Problem requirements:
Pictures within the data are to be left out; everything else must be reproduced exactly.

------------------------------------------------------------------------

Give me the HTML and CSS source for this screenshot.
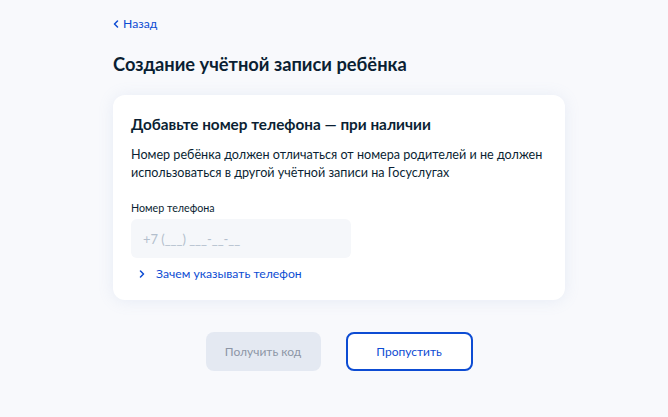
FILE: index.html
```html
<!DOCTYPE html>
<html lang="ru">
<head>
<meta charset="utf-8">
<link rel="stylesheet" href="styles.css">
</head>
<body>
<main class="page">
  <a class="back" href="#">
    <svg class="back-icon" width="8" height="8" viewBox="0 0 8 8"><path d="M5.5 1 2.5 4l3 3" fill="none" stroke="#0d4cd3" stroke-width="1.5" stroke-linecap="round" stroke-linejoin="round"/></svg>
    <span>Назад</span>
  </a>
  <h1 class="title">Создание учётной записи ребёнка</h1>
  <section class="card">
    <h2 class="card-title">Добавьте номер телефона — при наличии</h2>
    <p class="card-text">Номер ребёнка должен отличаться от номера родителей и не должен использоваться в другой учётной записи на Госуслугах</p>
    <label class="label" for="phone">Номер телефона</label>
    <input class="input" id="phone" type="text" placeholder="+7 (___) ___-__-__">
    <a class="why" href="#">
      <svg class="why-icon" width="8" height="8" viewBox="0 0 8 8"><path d="M2.5 1l3 3-3 3" fill="none" stroke="#0d4cd3" stroke-width="1.5" stroke-linecap="round" stroke-linejoin="round"/></svg>
      <span>Зачем указывать телефон</span>
    </a>
  </section>
  <div class="actions">
    <button class="btn btn-disabled" type="button">Получить код</button>
    <button class="btn btn-outline" type="button">Пропустить</button>
  </div>
</main>
</body>
</html>
```

FILE: styles.css
```css
html, body {
  margin: 0;
  padding: 0;
}
body {
  background: #f8f9fc;
  font-family: Lato, "Noto Sans", sans-serif;
  color: #0b1f33;
  width: 668px;
  height: 417px;
  overflow: hidden;
}
.page {
  width: 452px;
  margin-left: 113px;
  padding-top: 15px;
  display: flex;
  flex-direction: column;
}
.back {
  display: flex;
  align-items: center;
  gap: 3px;
  color: #0d4cd3;
  text-decoration: none;
  font-size: 12.2px;
  line-height: 18px;
  margin-left: -1px;
}
.title {
  margin: 19px 0 0;
  font-size: 18.3px;
  line-height: 24px;
  font-weight: 700;
}
.card {
  margin-top: 19px;
  background: #fff;
  border-radius: 12px;
  box-shadow: 0 1px 16px rgba(131, 156, 204, 0.14);
  padding: 18px 18px 17px;
  display: flex;
  flex-direction: column;
  align-items: flex-start;
}
.card-title {
  margin: 0;
  font-size: 15.3px;
  line-height: 22px;
  font-weight: 700;
}
.card-text {
  margin: 11px 0 0;
  font-size: 12.6px;
  line-height: 18px;
}
.label {
  margin-top: 19px;
  font-size: 10.7px;
  line-height: 14px;
}
.input {
  margin-top: 4px;
  width: 220px;
  height: 39px;
  box-sizing: border-box;
  border: none;
  border-radius: 6px;
  background: #f5f7fa;
  padding: 0 12px;
  font-family: inherit;
  font-size: 12.9px;
  color: #0b1f33;
  outline: none;
}
.input::placeholder {
  color: #b3bfcd;
}
.why {
  margin-top: 7px;
  margin-left: 7px;
  display: flex;
  align-items: center;
  gap: 10px;
  color: #0d4cd3;
  text-decoration: none;
  font-size: 12.2px;
  line-height: 18px;
}
.actions {
  margin-top: 32px;
  display: flex;
  justify-content: center;
  gap: 25px;
}
.btn {
  height: 39px;
  border-radius: 8px;
  font-family: inherit;
  font-size: 12px;
  box-sizing: border-box;
}
.btn-disabled {
  width: 115px;
  border: none;
  background: #e4e9f2;
  color: #8d96a6;
}
.btn-outline {
  width: 127px;
  background: #fff;
  border: 2px solid #0d4cd3;
  color: #0d4cd3;
}
```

------------------------------------------------------------------------

Task response:
Give me the HTML and CSS source for this screenshot.
FILE: index.html
```html
<!DOCTYPE html>
<html lang="ru">
<head>
<meta charset="utf-8">
<link rel="stylesheet" href="styles.css">
</head>
<body>
<main class="page">
  <a class="back" href="#">
    <svg class="back-icon" width="8" height="8" viewBox="0 0 8 8"><path d="M5.5 1 2.5 4l3 3" fill="none" stroke="#0d4cd3" stroke-width="1.5" stroke-linecap="round" stroke-linejoin="round"/></svg>
    <span>Назад</span>
  </a>
  <h1 class="title">Создание учётной записи ребёнка</h1>
  <section class="card">
    <h2 class="card-title">Добавьте номер телефона — при наличии</h2>
    <p class="card-text">Номер ребёнка должен отличаться от номера родителей и не должен использоваться в другой учётной записи на Госуслугах</p>
    <label class="label" for="phone">Номер телефона</label>
    <input class="input" id="phone" type="text" placeholder="+7 (___) ___-__-__">
    <a class="why" href="#">
      <svg class="why-icon" width="8" height="8" viewBox="0 0 8 8"><path d="M2.5 1l3 3-3 3" fill="none" stroke="#0d4cd3" stroke-width="1.5" stroke-linecap="round" stroke-linejoin="round"/></svg>
      <span>Зачем указывать телефон</span>
    </a>
  </section>
  <div class="actions">
    <button class="btn btn-disabled" type="button">Получить код</button>
    <button class="btn btn-outline" type="button">Пропустить</button>
  </div>
</main>
</body>
</html>
```

FILE: styles.css
```css
html, body {
  margin: 0;
  padding: 0;
}
body {
  background: #f8f9fc;
  font-family: Lato, "Noto Sans", sans-serif;
  color: #0b1f33;
  width: 668px;
  height: 417px;
  overflow: hidden;
}
.page {
  width: 452px;
  margin-left: 113px;
  padding-top: 15px;
  display: flex;
  flex-direction: column;
}
.back {
  display: flex;
  align-items: center;
  gap: 3px;
  color: #0d4cd3;
  text-decoration: none;
  font-size: 12.2px;
  line-height: 18px;
  margin-left: -1px;
}
.title {
  margin: 19px 0 0;
  font-size: 18.3px;
  line-height: 24px;
  font-weight: 700;
}
.card {
  margin-top: 19px;
  background: #fff;
  border-radius: 12px;
  box-shadow: 0 1px 16px rgba(131, 156, 204, 0.14);
  padding: 18px 18px 17px;
  display: flex;
  flex-direction: column;
  align-items: flex-start;
}
.card-title {
  margin: 0;
  font-size: 15.3px;
  line-height: 22px;
  font-weight: 700;
}
.card-text {
  margin: 11px 0 0;
  font-size: 12.6px;
  line-height: 18px;
}
.label {
  margin-top: 19px;
  font-size: 10.7px;
  line-height: 14px;
}
.input {
  margin-top: 4px;
  width: 220px;
  height: 39px;
  box-sizing: border-box;
  border: none;
  border-radius: 6px;
  background: #f5f7fa;
  padding: 0 12px;
  font-family: inherit;
  font-size: 12.9px;
  color: #0b1f33;
  outline: none;
}
.input::placeholder {
  color: #b3bfcd;
}
.why {
  margin-top: 7px;
  margin-left: 7px;
  display: flex;
  align-items: center;
  gap: 10px;
  color: #0d4cd3;
  text-decoration: none;
  font-size: 12.2px;
  line-height: 18px;
}
.actions {
  margin-top: 32px;
  display: flex;
  justify-content: center;
  gap: 25px;
}
.btn {
  height: 39px;
  border-radius: 8px;
  font-family: inherit;
  font-size: 12px;
  box-sizing: border-box;
}
.btn-disabled {
  width: 115px;
  border: none;
  background: #e4e9f2;
  color: #8d96a6;
}
.btn-outline {
  width: 127px;
  background: #fff;
  border: 2px solid #0d4cd3;
  color: #0d4cd3;
}
```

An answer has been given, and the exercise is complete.